Legato a questo rischio c’è poi quello della possibile destabilizzazione di tutta l’area caraibica, a cominciare dalla Repubblica Dominicana che condivide con Haiti l’isola di Hispaniola, tradizionalmente considerata, assieme al resto dell’America Latina, il “cortile di casa” di Washington. Il collasso definitivo dell’autorità dello stato a Haiti rappresenterebbe infine una nuova inaccettabile umiliazione per gli USA, assestando un altro colpo alla credibilità internazionale di un impero in rapido declino. Tanto più alla luce della crescente penetrazione cinese in Centro e Sudamerica, nonché in presenza di crisi, come quella ucraina e mediorientale, che già stanno creando serissimi problemi sia d’immagine sia di natura strategica agli Stati Uniti.

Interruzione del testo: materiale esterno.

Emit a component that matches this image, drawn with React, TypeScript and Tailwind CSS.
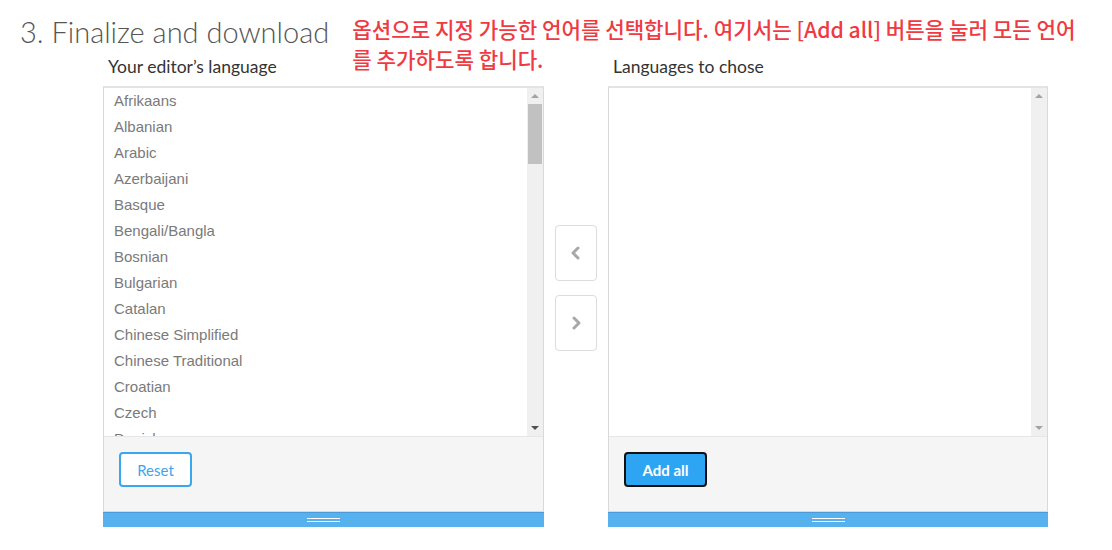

In attesa di sviluppi circa il piano di “transizione” politica, gli scontri tra le gang e le forze dell’ordine proseguono quotidianamente, con queste ultime che starebbero cercando di strappare alle prime il controllo del principale porto della capitale, chiuso alle normali attività ormai da oltre dieci giorni. Sul fronte umanitario, invece, nel fine settimana il Programma Alimentare Mondiale dell’ONU ha diffuso alcuni dati che danno una qualche idea dell’emergenza. Il numero totale dei profughi interni causati dalla crisi ha toccato quota 360 mila, oltre 4 milioni di haitiani, su una popolazione di 11 milioni, vivono in una situazione di incertezza alimentare e 1,4 milioni sono “a un solo passo dalla carestia”.